La sphère de la vie privée comprend par exemple le statut matrimonial, le nombre d’enfants, le domicile. Avec l’orientation sexuelle ou politique, l’état de santé on entre même dans la sphère de « l’intimité de la vie privée ». A l’inverse, la profession d’un individu ne relève pas nécessairement de sa vie privée.

D’une manière générale, les juges ne condamnent l’atteinte à la vie privée d’un individu que dès lors que celui-ci démontre qu’il en subit un préjudice, ce qui n’est pas le cas lorsque le portrait brossé est élogieux, que la personne n’en sort pas amoindrie ou qu’il n’y a pas le moindre risque de confusion. Cela vous permet donc de citer librement le nom d’une personnalité célèbre, à condition qu’elle ne soit pas présentée de manière « grotesque, odieuse ou ridicule ». Par ailleurs, les informations déjà révélées par l’intéressé cessent d’être secrètes et deviennent librement disponibles.

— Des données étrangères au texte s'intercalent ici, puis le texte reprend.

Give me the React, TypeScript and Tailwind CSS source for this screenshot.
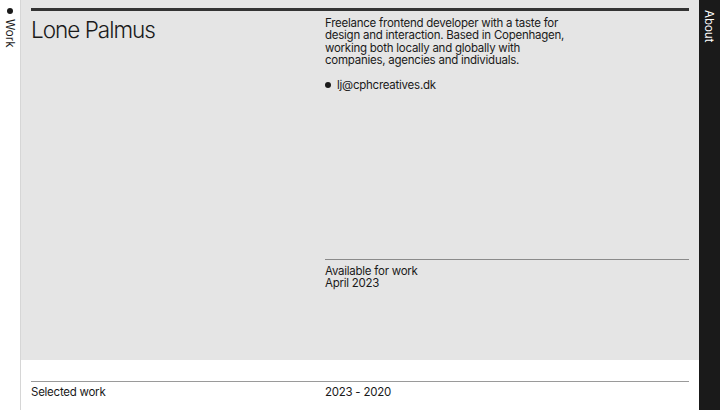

Parce qu’il n’est pas toujours possible d’inventer complètement un nom, cela permet également d’utiliser, par le fruit du hasard, un patronyme existant. Ainsi, le comte de Beru a été débouté de ses demandes à l’encontre de Frédéric Dard après avoir découvert le célèbre personnage de San-Antonio, faute de risque de confusion.  De la même manière, les poursuites engagées par un certain Costa à l’encontre de Montherlant pour « Les jeunes filles » furent jugées irrecevables. Le seul fait de porter le nom de Costa comme le héros libertin ne suffit pas à prouver qu’il s’agit de soi, d’autant qu’il existait à l’époque dix-huit Costa dans l’annuaire local et que ni la profession ni la domiciliation ne coïncidaient.

La solution est tout autre lorsque l’on s’inspire d’une personne ou d’une situation réelle. Ce fut par exemple le cas dans le procès qui opposa la romancière Christine Angot à Élise Bidoit. Le personnage du roman Hélène présentant de réelles similitudes avec Madame Bidoit, l’auteur et son éditeur ont été condamnés à lui verser des dommages et intérêts. Marcela Lacub fut également condamnée à verser des dommages et intérêts à Dominique Strauss-Kahn après avoir raconté sa liaison avec l’homme politique dans un ouvrage intitulé « Belle et bête ». Dans les deux cas, le changement de nom des personnages n’a pas suffi à écarter les poursuites : ils restaient identifiables.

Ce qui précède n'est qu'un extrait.